United States District Court Judge James C. Cacheris in his Tuesday ruling against NOM used terms like, “NOM has failed to produce a shred of proof,” NOM’s argument “misses the mark,” is “unconvincing,” “is unpersuasive,” and “[t]o find that NOM could prevail from this scintilla of evidence … is not appropriate.”
In 2012 the Huffington Post published a copy of NOM’s 2008 form 990 and Schedule B (PDF), which it had received from the Human Rights Campaign. The court determined HRC had received the documents from an employee of Bain & Co., a prestigious management consulting firm that has historical ties to Mitt Romney. (Ironically, the disclosed form revealed a political action committee tied to Romney had donated $10,000 to NOM.)

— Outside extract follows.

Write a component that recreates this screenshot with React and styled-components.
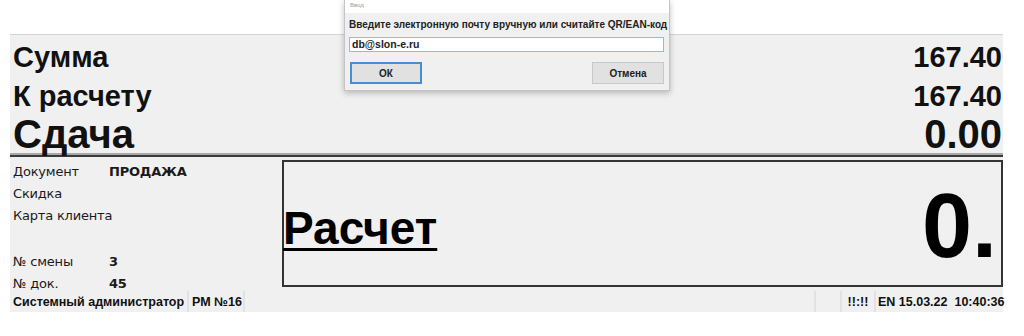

After the publication of the documents, NOM went into full victim mode, launching a paranoid and far-reaching public campaign lambasting the IRS, which had been under fire around that time for incorrect claims by the right that it had targeted Tea Party and conservative groups. The National Organization For Marriage called the IRS’s accidental disclosure “part of a deliberate attempt to chill the First Amendment activity of NOM, its donors, and others who associate with NOM.”
NOM President Brian Brown went into full hysterical attack mode in April of 2012. “We demand that federal authorities immediately launch an investigation into this crime…This is reminiscent of Watergate.”
The campaign continued into the following year:
“There is little question that one or more employees at the IRS stole our confidential tax return and leaked it to our political enemies, in violation of federal law,” Brown also wrongly claimed. “The only questions are who did it, and whether there was any knowledge or coordination between people in the White House, the Obama reelection campaign and the Human Rights Campaign. We and the American people deserve answers.”
Of course, NOM turned it into a fundraising opportunity:
But in his ruling against NOM, Judge James C. Cacheris dispelled any truth to NOM’s histrionics. Cacheris wrote that NOM “cannot demonstrate that the disclosure of its 2008 Schedule B was the result of gross negligence” or ‘willfulness’ as required to recover punitive damages.”
“NOM, as the party with the burden of proof as to this issue, was required to produce sufficient evidence from which the fact finder could conclude that the disclosure was willful or grossly negligent,” Judge Cacheris found. “NOM has not carried this burden. NOM has proffered no evidence that its unredacted tax information was willfully disclosed.”
“The record is equally deficient concerning NOM’s assertion of gross negligence,” the judge also ruled, adding, “NOM insists that IRS procedures were so inherently deficient during the relevant time period that the disclosure must be the result of gross negligence. The Court finds this argument unconvincing.”
NOM will likely be awarded legal expenses, including work associated with investigating the incident, which NOM claims to be about $58,000.
This ruling adds to NOM’s increasing court losses. Yesterday the U.S. Supreme Court denied NOM’s request to place an “emergency” stay on further Oregon same-sex marriages. Last month, a federal judge ruled against NOM, which had requested to be given standing to defend Oregon’s marriage ban. That judge previously had denied NOM’s request to delay the trial just for them.
Also last month, the 9th Circuit federal Court of Appeals ruled against NOM in a campaign-contribution reporting case going back to its actions during Prop 8, and an ethics committee found NOM broke Maine’s campaign finance law, and imposed a record fine.